There is also more talent behind these youngsters on the conveyor belt, including Andy Kellett, 21, who should return to the club after his bizarre loan move to Manchester United, 20-year-old striker Kaiyne Woolery, who signed from non-league Tamworth last summer and made his first-team debut as a substitute at Bournemouth last month, and Hayden White, also 20, who has yet to make his presence felt in the first-team since signing from Sheffield Wednesday despite making four appearances this season before being sent out on loan.

In addition to giving Walker his first professional contracted, Bolton have also agreed first professional deals with Rob Holding, 19, Channing Campbell-Young, 18, and Yvan Wassi, 18. Holding has recently been on loan with Bury aiding them in their promotion from League Two, while Campbell-Young and Wassi have impressed in the development squads but are yet to make first team appearances. Wanderers have additionally offered a professional contract to goalkeeper Harry Campbell, 19, and scholarship extensions to three 18-year-olds Tyler Garratt, Chris Cvetko and promising striker Jamie Thomas, who has scored 32 goals for the Under 18s side in the last two seasons and scored a winner for the Under 21 side against Blackburn last month.

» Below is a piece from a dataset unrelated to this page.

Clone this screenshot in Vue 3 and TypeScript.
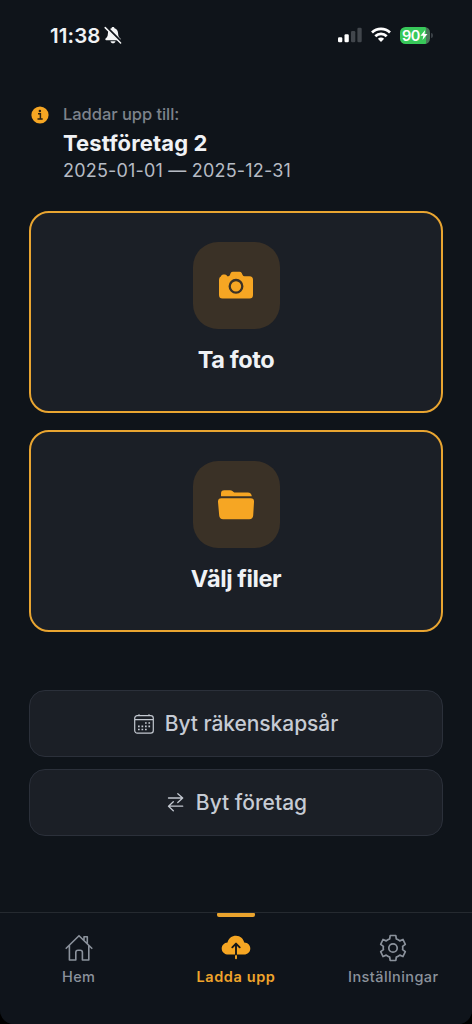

Given Wanderers' much publicised financial woes the emergence of this new wave of promising young talent is certainly very timely. Southampton are a great example of a club that have progressed as a result of producing great young players. The likes of Theo Walcott, Gareth Bale, Alex Oxlade-Chamberlain were produced by the club then sold on for massive profit, helping the club rise from floundering in League One to threatening to qualify for Europe through their current league position.

With a bit of luck our own young players will hopefully help Bolton climb out of the tricky position we've been in for the past few seasons and give supporters something to cheer about.